From Kali to Shiva: Energy, Awareness, and the Balance of Reality
There are moments in life when everything feels in motion. Thoughts arise one after another. Emotions intensify. Circumstances shift in ways that feel difficult to control. And then, sometimes, there is stillness.
A quiet awareness that remains, even as everything else continues to move. Across Hindu philosophy, these two aspects of experience are symbolized through Kali and Shiva.
Not simply as deities, but as expressions of something fundamental to how reality is experienced.

Kali: The Force of Change.
Kali represents movement, intensity, and transformation.
She is often associated with destruction—but not as something negative. Rather, she represents the breaking down of what is no longer stable. Old patterns dissolve. Identities shift. Structures that once felt permanent begin to fall away. This can feel chaotic. But it is also necessary.
Kali is not destruction for its own sake. She is the energy of change—the force that ensures nothing remains fixed.
Shiva: The Ground of Awareness
Shiva represents something entirely different. Stillness. Presence. awareness.
He does not act—he observes. He is not caught in movement but remains as the space in which movement happens. If Kali is everything that is changing, Shiva is what remains unchanged. Not as an object or entity—but as awareness itself.
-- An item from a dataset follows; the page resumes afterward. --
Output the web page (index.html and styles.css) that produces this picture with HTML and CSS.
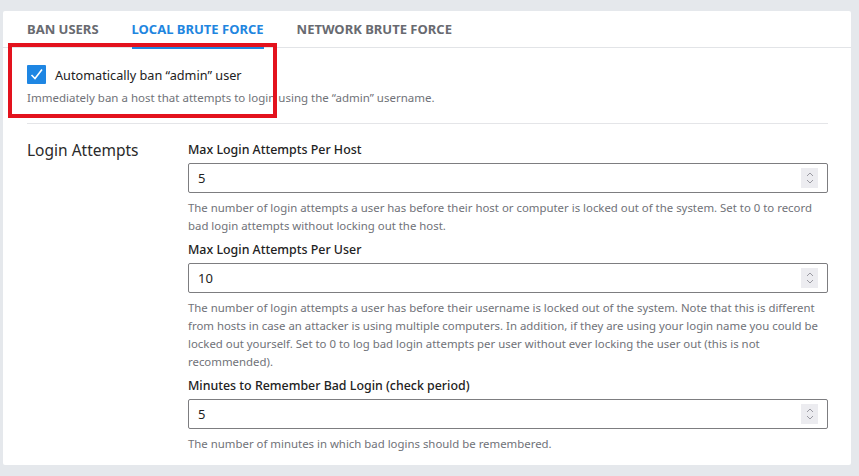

Not Two Forces, But One Reality
At first, these may appear as opposites. Movement and stillness. Change and permanence. But they are not separate. In traditional imagery, Kali is often shown standing on Shiva. This is not a symbol of dominance, but of relationship. Energy arises within awareness. And awareness expresses itself through energy. Without awareness, movement could not be known. Without movement, awareness would remain unexpressed. They are not two different realities— but two inseparable aspects of the same whole.
In the mythology of Kali, the wild and terrifying form of the Goddess, we see what happens when Shakti becomes untethered. She emerges to destroy evil—but in her fury, loses control and threatens the very fabric of existence.
No god can stop her—until Shiva, in his stillness and awareness, lies down in her path. The moment Kali steps on him, she becomes aware. Her rage subsides. She remembers herself.
This isn’t just mythology—it’s a powerful metaphor: when energy (Shakti) lacks awareness (Shiva), it can become destructive. The same force that creates can also consume.
⚡ To wield the raw power of Shakti, one must be as competent, still, and self-aware as Shiva. Without the depth and discipline of consciousness, unchanneled power becomes chaos.
Feminine and Masculine as Principles
In Hindu philosophy, this relationship is often expressed through feminine and masculine principles. The feminine, represented through Shakti—of which Kali is one form—is the principle of energy, movement, and creation. It is everything that changes, evolves, and expresses itself. The masculine, represented by Shiva, is the principle of awareness—still, unchanging, and observing. These are not gendered roles. They are fundamental aspects of reality. The feminine is not limited to women, nor the masculine to men. Both are present in everyone, in every moment. Every thought, emotion, and action reflects movement. And every experience, no matter how dynamic, appears within awareness. In this sense, the feminine and masculine are not separate forces. They are two expressions of the same underlying reality.

A Modern Reflection
Modern science has become extraordinarily precise in describing activity. Neurons fire. Signals travel. Patterns emerge. We can map thoughts to regions of the brain. We can observe behavior down to milliseconds. But one question remains unresolved:Why is any of this experienced at all? Why is there awareness of these processes?
Science can describe what is happening. It cannot fully explain the fact that it is known. This creates a subtle but profound distinction. There is activity. And there is the awareness of activity. The first can be measured. The second cannot be easily located. This is not a flaw in science—it is a boundary. And it echoes what older traditions pointed toward in a different way: that what is observed, and the fact of observing, are not the same.
Kali is everything that moves. Shiva is that by which movement is known. Modern inquiry approaches this from the outside. Ancient inquiry approached it from within. But both arrive at the same edge: the recognition that awareness does not fit easily into the structures it observes.
The Balance
The movement from Kali to Shiva is not about choosing one over the other. It is not about rejecting life, thought, or emotion. It is about recognizing both. To see clearly the movement of experience. And at the same time, to recognize the awareness in which it unfolds. Not two separate realities—but a single, continuous whole. Always in motion. Always present.